The campaign mode appears to be unchanged from the original game, which of course was one of the highlights of Red Baron II/3D. I am seriously enjoying getting back into the campaign, particularly since the game looks in general very good. The feeling of being a cog in a much bigger machine is absolutely present in campaign mode. There is no telling what you will run into when you are out flying. Of course the missions are randomly generated so no campaign feels quite the same. In addition you have selection of preset missions, you can download custom missions (not sure about how some non-FCJ missions will work with the update), there is an instant fly button that has easily reconfigured setting in the FCJ configuration utility (easier than in game). Given the age of the game the options available still amaze me.

I still find the view system archaic, something that I am sure Kess couldn’t change. Of course support for new features, like mouse panning or TrackIR support doesn’t exist for this game. Using the joystick to pan around the cockpit is clumsy to me but I have to remember that this is six year old software that has been updated but not replaced. I don’t know how hard it would be to replace the current enter/joystick setup with a mouse look but I really wish it could be done.

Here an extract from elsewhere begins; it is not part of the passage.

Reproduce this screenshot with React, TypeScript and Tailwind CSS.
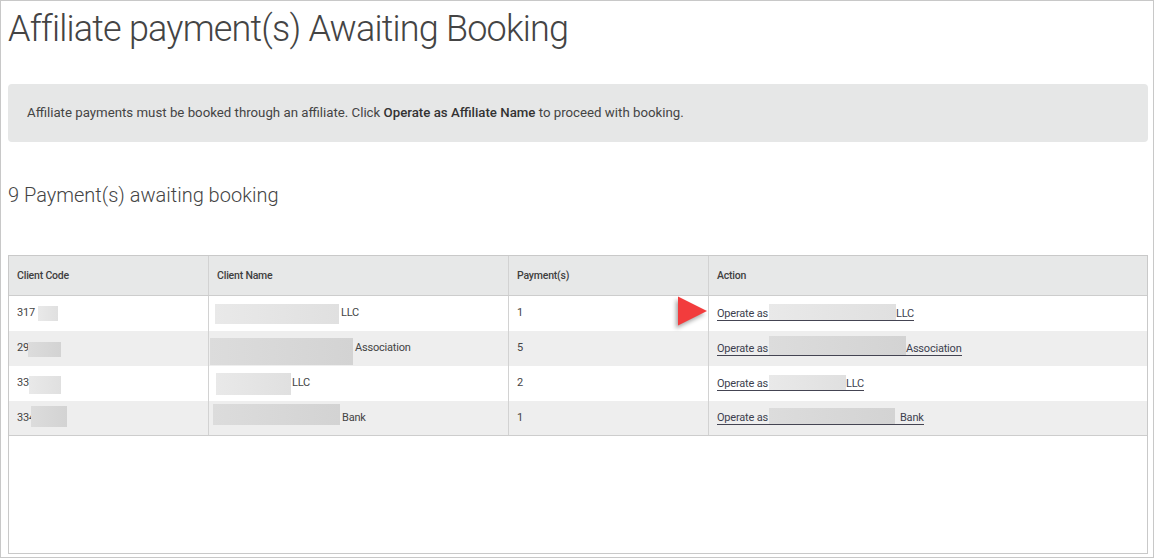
import type { ReactNode } from 'react';

type Row = {
  code: ReactNode;
  name: ReactNode;
  payments: string;
  action: ReactNode;
  shaded: boolean;
};

const blurLight = 'bg-linear-to-r from-[#e9e9e9] to-[#e0e0e0]';
const blurDark = 'bg-linear-to-r from-[#dcdcdc] to-[#d3d3d3]';

function Operate({ children }: { children: ReactNode }) {
  return (
    <a
      href="#"
      className="inline-flex items-end border-b border-[#444452] text-[#3d3f4e] leading-[13px]"
    >
      <span>Operate as</span>
      {children}
    </a>
  );
}

const rows: Row[] = [
  {
    code: (
      <>
        <span>317</span>
        <span className={`ml-[3px] inline-block h-[15px] w-[20px] ${blurLight}`} />
      </>
    ),
    name: (
      <>
        <span className={`-ml-[2px] inline-block h-[20px] w-[124px] ${blurLight}`} />
        <span className="ml-[2px]">LLC</span>
      </>
    ),
    payments: '1',
    action: (
      <Operate>
        <span className={`ml-[1px] -mt-[3px] inline-block h-[16px] w-[127px] ${blurLight}`} />
        <span>LLC</span>
      </Operate>
    ),
    shaded: false,
  },
  {
    code: (
      <>
        <span>29</span>
        <span className={`-ml-[1px] mt-[1px] inline-block h-[15px] w-[33px] ${blurDark}`} />
      </>
    ),
    name: (
      <>
        <span className={`-ml-[7px] mt-[5px] inline-block h-[27px] w-[143px] ${blurDark}`} />
        <span className="ml-[2px]">Association</span>
      </>
    ),
    payments: '5',
    action: (
      <Operate>
        <span className={`ml-[1px] -mt-[6px] inline-block h-[19px] w-[137px] ${blurDark}`} />
        <span>Association</span>
      </Operate>
    ),
    shaded: true,
  },
  {
    code: (
      <>
        <span>33</span>
        <span className={`mt-[2px] inline-block h-[18px] w-[32px] ${blurLight}`} />
      </>
    ),
    name: (
      <>
        <span className={`-ml-[1px] inline-block h-[22px] w-[75px] ${blurLight}`} />
        <span className="ml-[1px]">LLC</span>
      </>
    ),
    payments: '2',
    action: (
      <Operate>
        <span className={`ml-[1px] -mt-[2px] inline-block h-[15px] w-[77px] ${blurLight}`} />
        <span>LLC</span>
      </Operate>
    ),
    shaded: false,
  },
  {
    code: (
      <>
        <span>334</span>
        <span className={`-ml-[4px] -mt-[3px] inline-block h-[21px] w-[36px] ${blurDark}`} />
      </>
    ),
    name: (
      <>
        <span className={`-ml-[4px] -mt-[7px] inline-block h-[21px] w-[127px] ${blurDark}`} />
        <span className="ml-[2px]">Bank</span>
      </>
    ),
    payments: '1',
    action: (
      <Operate>
        <span className={`ml-[1px] -mt-[3px] inline-block h-[16px] w-[126px] ${blurDark}`} />
        <span>&nbsp;&nbsp;Bank</span>
      </Operate>
    ),
    shaded: true,
  },
];

const headers = ['Client Code', 'Client Name', 'Payment(s)', 'Action'];

export default function App() {
  return (
    <div className="h-[558px] w-[1154px] border border-[#c8c8c8] bg-white px-[7px] font-[Roboto,sans-serif] text-[#444]">
      <h1 className="mt-[10px] text-[36px] font-light leading-none tracking-[-0.8px] text-[#444]">
        Affiliate payment(s) Awaiting Booking
      </h1>

      <div className="mt-[37px] flex h-[58px] w-[1140px] items-center rounded-[4px] bg-[#e6e7e7] px-[19px] text-[13.25px] text-[#444]">
        <p>
          Affiliate payments must be booked through an affiliate. Click{' '}
          <strong className="font-medium text-[#333]">Operate as Affiliate Name</strong> to proceed
          with booking.
        </p>
      </div>

      <h2 className="mt-[43px] text-[20px] font-light leading-none text-[#444]">
        9 Payment(s) awaiting booking
      </h2>

      <div className="mt-[50px] h-[299px] w-[1140px] border border-[#c9c9c9] text-[11px] tracking-[-0.2px]">
        <div className="grid h-[40px] grid-cols-[200px_300px_200px_1fr] border-b border-[#cdcdcd] bg-[#e7e8e8]">
          {headers.map((h, i) => (
            <div
              key={h}
              className={`flex items-center px-2 pt-[1px] text-[10.5px] font-medium text-[#3f3f3f] ${
                i < 3 ? 'border-r border-[#d2d2d2]' : ''
              }`}
            >
              {h}
            </div>
          ))}
        </div>

        {rows.map((r, idx) => (
          <div
            key={idx}
            className={`grid h-[35px] grid-cols-[200px_300px_200px_1fr] ${
              r.shaded ? 'bg-[#eeeeee]' : 'bg-white'
            } ${idx === rows.length - 1 ? 'border-b border-[#cdcdcd]' : ''}`}
          >
            <div className="flex items-center border-r border-[#d2d2d2] px-2">{r.code}</div>
            <div className="flex items-center border-r border-[#d2d2d2] px-2">{r.name}</div>
            <div className="flex items-center border-r border-[#d2d2d2] px-2">{r.payments}</div>
            <div className="relative flex items-center px-2">
              {idx === 0 && (
                <svg
                  className="absolute top-0 -left-[32px] h-[30px] w-[31px] drop-shadow-[-2px_3px_2px_rgba(0,0,0,0.35)]"
                  viewBox="0 0 31 30"
                >
                  <path d="M1 0.5 L30 15 L1 29.5 Z" fill="#f23c3d" />
                </svg>
              )}
              {r.action}
            </div>
          </div>
        ))}
      </div>
    </div>
  );
}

The padlock feature still works well although some probably still don’t like the idea that you can padlock an enemy without having direct sight on him. It is amazing to think that this was a ‘gee whiz’ new feature back in ’97, but it was. Just goes to show that the games we play have really progressed. What was once new and amazing (moving control surfaces, padlock features, pannable cockpits) are now common features that are not considered ‘extras’ anymore.